Let \(n\) be a nonzero integer. Suppose that its proper base-\(b\) representation is \((a_k,\ldots, a_0)\). That is, \(n = a_kb^k + \cdots + a_0b^0\). Then \(a_0\) must be the nonnegative remainder when \(n\) is divided by \(|b|\). It follows that \[(n-a_0)/b = a_kb^{k-1} + \cdots + a_1b^0.\] We can now repeat the process to obtain \(a_1\) and so on. Below is a Haskell function that outputs the digits as a list so that element \(i\) is \(a_i\).

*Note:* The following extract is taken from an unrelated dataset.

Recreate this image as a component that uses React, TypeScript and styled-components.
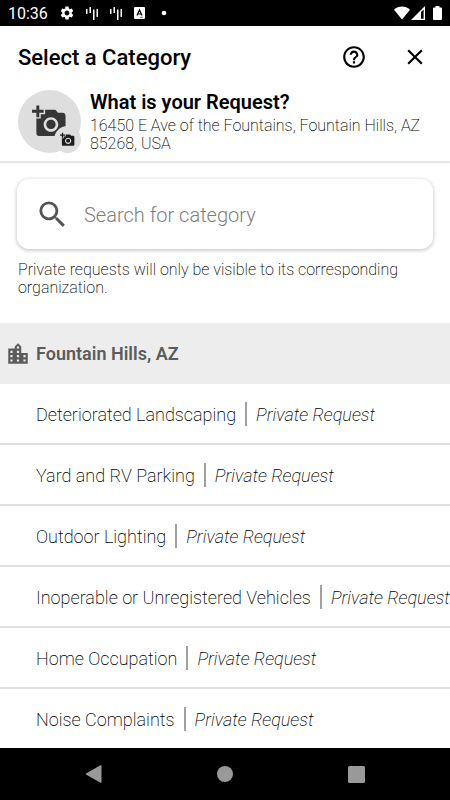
import React from "react";
import styled, { createGlobalStyle } from "styled-components";
import {
  MdAddAPhoto,
  MdClose,
  MdHelpOutline,
  MdLocationCity,
  MdSearch,
  MdSettings,
} from "react-icons/md";

const GlobalStyle = createGlobalStyle`
  *, *::before, *::after { box-sizing: border-box; }
  body {
    margin: 0;
    background: #fff;
    color: #000;
    font-family: Roboto, "Liberation Sans", sans-serif;
    overflow-x: hidden;
  }
  h1, h2, p, ul { margin: 0; padding: 0; }
  button, input { font: inherit; color: inherit; border: 0; background: none; padding: 0; }
  button { cursor: pointer; }
  svg { display: block; flex: none; }
`;

const Screen = styled.div`
  min-height: 100vh;
  display: flex;
  flex-direction: column;
`;

const StatusBar = styled.div`
  height: 26px;
  padding: 0 8px;
  display: flex;
  align-items: center;
  justify-content: space-between;
  background: #000;
  color: #fff;
`;

const StatusGroup = styled.div<{ $gap: number }>`
  display: flex;
  align-items: center;
  gap: ${(p) => p.$gap}px;
`;

const Clock = styled.span`
  font-size: 16px;
  line-height: 24px;
  padding-top: 2px;
`;

const Header = styled.header`
  border-bottom: 2px solid #e6e6e6;
  box-shadow: 0 2px 2px rgba(0, 0, 0, 0.02);
`;

const TitleRow = styled.div`
  height: 62px;
  padding: 0 22px 0 18px;
  display: flex;
  align-items: center;
  justify-content: space-between;
`;

const Title = styled.h1`
  font-size: 22px;
  line-height: 28px;
  padding-top: 2px;
  font-weight: 500;
`;

const Actions = styled.div`
  display: flex;
  align-items: center;
  gap: 35px;
`;

const IconButton = styled.button`
  display: flex;
`;

const RequestRow = styled.div`
  padding: 2px 18px 8px;
  display: flex;
  gap: 9px;
`;

const Avatar = styled.button`
  position: relative;
  flex: none;
  width: 63px;
  height: 63px;
  border-radius: 50%;
  background: #dedede;
  color: #363636;
  display: flex;
  align-items: center;
  justify-content: center;
`;

const AvatarBadge = styled.span`
  position: absolute;
  right: 0;
  bottom: 0;
  width: 27px;
  height: 27px;
  border-radius: 50%;
  background: #dedede;
  color: #1c1c1c;
  display: flex;
  align-items: center;
  justify-content: center;
`;

const RequestTitle = styled.h2`
  font-size: 20px;
  line-height: 24px;
  font-weight: 600;
`;

const Address = styled.p`
  font-size: 16px;
  line-height: 18px;
  margin-top: 3px;
  font-weight: 200;
`;

const SearchSection = styled.section`
  padding: 16px 17px 26px;
`;

const SearchBox = styled.label`
  height: 70px;
  padding: 0 20px 0 18px;
  display: flex;
  align-items: center;
  gap: 14px;
  border-radius: 12px;
  background: #fff;
  box-shadow: 0 1px 4px rgba(0, 0, 0, 0.28);
  color: #555;
`;

const SearchInput = styled.input`
  flex: 1;
  min-width: 0;
  font-size: 20px;
  line-height: 28px;
  padding-top: 2px;
  font-weight: 300;
  outline: none;
  &::placeholder {
    color: #808080;
    opacity: 1;
  }
`;

const Note = styled.p`
  margin: 12px 1px 0;
  font-size: 16px;
  line-height: 18px;
  font-weight: 200;
  color: #000;
`;

const GroupHeading = styled.h2`
  height: 61px;
  padding: 0 5px;
  display: flex;
  align-items: center;
  gap: 5px;
  background: #ededed;
  color: #5c5c5c;
  font-size: 18px;
  line-height: 24px;
  font-weight: 600;
`;

const CategoryList = styled.ul`
  list-style: none;
  flex: 1;
`;

const CategoryItem = styled.li`
  border-bottom: 2px solid #e0e0e0;
  overflow: hidden;
  &:last-child {
    border-bottom: 0;
  }
`;

const CategoryButton = styled.button`
  width: 100%;
  height: 59px;
  padding: 2px 0 0 36px;
  display: flex;
  align-items: center;
  white-space: nowrap;
  font-size: 18px;
  line-height: 24px;
  font-weight: 200;
  color: #000;
`;

const Visibility = styled.em`
  display: flex;
  align-items: center;
  &::before {
    content: "";
    width: 2px;
    height: 24px;
    margin: 0 9px 2px;
    background: #a0a0a0;
  }
`;

const NavBar = styled.nav`
  height: 52px;
  padding: 0 28px;
  display: flex;
  align-items: center;
  justify-content: space-around;
  background: #000;
  color: #999;
`;

const categories = [
  "Deteriorated Landscaping",
  "Yard and RV Parking",
  "Outdoor Lighting",
  "Inoperable or Unregistered Vehicles",
  "Home Occupation",
  "Noise Complaints",
];

const BarsIcon = () => (
  <svg width="13" height="14" viewBox="0 0 13 14" fill="#fff">
    <path d="M0 3h1.5v5H0zM3.5 1H5v6H3.5zM7 3.5h1.5V14H7zM10.5 3H12v8h-1.5z" />
  </svg>
);

const KeyboardIcon = () => (
  <svg width="11" height="12" viewBox="0 0 11 12">
    <rect width="11" height="12" rx="1" fill="#fff" />
    <path d="M3 8.5 5.5 3 8 8.5M4 7h3" fill="none" stroke="#000" strokeWidth="1.2" />
    <path d="M6 10.3h3" stroke="#777" />
  </svg>
);

const DotIcon = () => (
  <svg width="6" height="6" viewBox="0 0 6 6">
    <circle cx="3" cy="3" r="2.3" fill="#fff" />
  </svg>
);

const WifiIcon = () => (
  <svg width="16" height="14" viewBox="0 0 17 14">
    <path d="M0 3.6C5-1 12-1 17 3.6L8.5 14z" fill="#fff" />
  </svg>
);

const SignalIcon = () => (
  <svg width="14" height="14" viewBox="0 0 14 14">
    <path d="M0 14 14 0v14z" fill="#fff" />
    <path d="M10 6 12.6 3.6V12.7H10z" fill="#000" />
  </svg>
);

const BatteryIcon = () => (
  <svg width="9" height="14" viewBox="0 0 9 14">
    <path d="M2.5 0h4v1.5H8q1 0 1 1V13q0 1-1 1H1q-1 0-1-1V2.5q0-1 1-1h1.5z" fill="#fff" />
  </svg>
);

export default function App() {
  return (
    <Screen>
      <GlobalStyle />
      <StatusBar>
        <StatusGroup $gap={16}>
          <StatusGroup $gap={11}>
            <Clock>10:36</Clock>
            <MdSettings size={16} />
            <BarsIcon />
            <BarsIcon />
            <KeyboardIcon />
          </StatusGroup>
          <DotIcon />
        </StatusGroup>
        <StatusGroup $gap={8}>
          <StatusGroup $gap={1}>
            <WifiIcon />
            <SignalIcon />
          </StatusGroup>
          <BatteryIcon />
        </StatusGroup>
      </StatusBar>
      <Header>
        <TitleRow>
          <Title>Select a Category</Title>
          <Actions>
            <IconButton aria-label="Help">
              <MdHelpOutline size={26} />
            </IconButton>
            <IconButton aria-label="Close">
              <MdClose size={26} />
            </IconButton>
          </Actions>
        </TitleRow>
        <RequestRow>
          <Avatar aria-label="Add a photo">
            <MdAddAPhoto size={35} />
            <AvatarBadge>
              <MdAddAPhoto size={15} />
            </AvatarBadge>
          </Avatar>
          <div>
            <RequestTitle>What is your Request?</RequestTitle>
            <Address>16450 E Ave of the Fountains, Fountain Hills, AZ 85268, USA</Address>
          </div>
        </RequestRow>
      </Header>
      <SearchSection>
        <SearchBox>
          <MdSearch size={35} />
          <SearchInput
            type="text"
            placeholder="Search for category"
            aria-label="Search for category"
          />
        </SearchBox>
        <Note>Private requests will only be visible to its corresponding organization.</Note>
      </SearchSection>
      <GroupHeading>
        <MdLocationCity size={26} />
        Fountain Hills, AZ
      </GroupHeading>
      <CategoryList>
        {categories.map((name) => (
          <CategoryItem key={name}>
            <CategoryButton>
              {name}
              <Visibility>Private Request</Visibility>
            </CategoryButton>
          </CategoryItem>
        ))}
      </CategoryList>
      <NavBar>
        <IconButton aria-label="Back">
          <svg width="18" height="18" viewBox="0 0 18 18" fill="currentColor">
            <path d="M1.4 8.2 15.5.3q1-.5 1 .6v16.2q0 1.1-1 .6L1.4 9.8Q.2 9 1.4 8.2z" />
          </svg>
        </IconButton>
        <IconButton aria-label="Home">
          <svg width="16" height="16" viewBox="0 0 16 16" fill="currentColor">
            <circle cx="8" cy="8" r="8" />
          </svg>
        </IconButton>
        <IconButton aria-label="Recent apps">
          <svg width="17" height="17" viewBox="0 0 17 17" fill="currentColor">
            <rect width="17" height="17" rx="1.5" />
          </svg>
        </IconButton>
      </NavBar>
    </Screen>
  );
}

negBaseRep :: Integral a => a -> a -> [a]
negBaseRep b n =
if 0 <= n && n < -b
then [n]
else
let (q, r) = n `divMod` (-b)
in r:negBaseRep b ((n - r) `div` b)We use divMod instead of quotRem because we
want a nonnegative remainder. (Note that it is not necessarily true that
\(|(n-r)/b| < |n|\) (e.g. \(n = -1\) with \(b
= -2\)). Nevertheless, termination is guaranteed because we
already know that the representation requires no power of \(b\) higher than \(b^k\) where \(k\) is such that \(n \in \{u_k,\ldots,v_k\}\).)
We can now test this in ghci:
λ> negBaseRep (-2) (-11)
[1,0,1,0,1,1]
λ> sum $ zipWith (*) it (iterate (*(-2)) 1)
-11
λ> negBaseRep (-3) (21)
[0,2,0,2,1]
λ> sum $ zipWith (*) it (iterate (*(-3)) 1)
21Near the end of the video, a number of extensions are mentioned. One is to extend the representation to include negative powers of \(b\) so that all real numbers can be represented. Another is to look at bases that are complex numbers like \(2i\). Since this article is getting long, we will have to leave the discussion of these extensions to the future.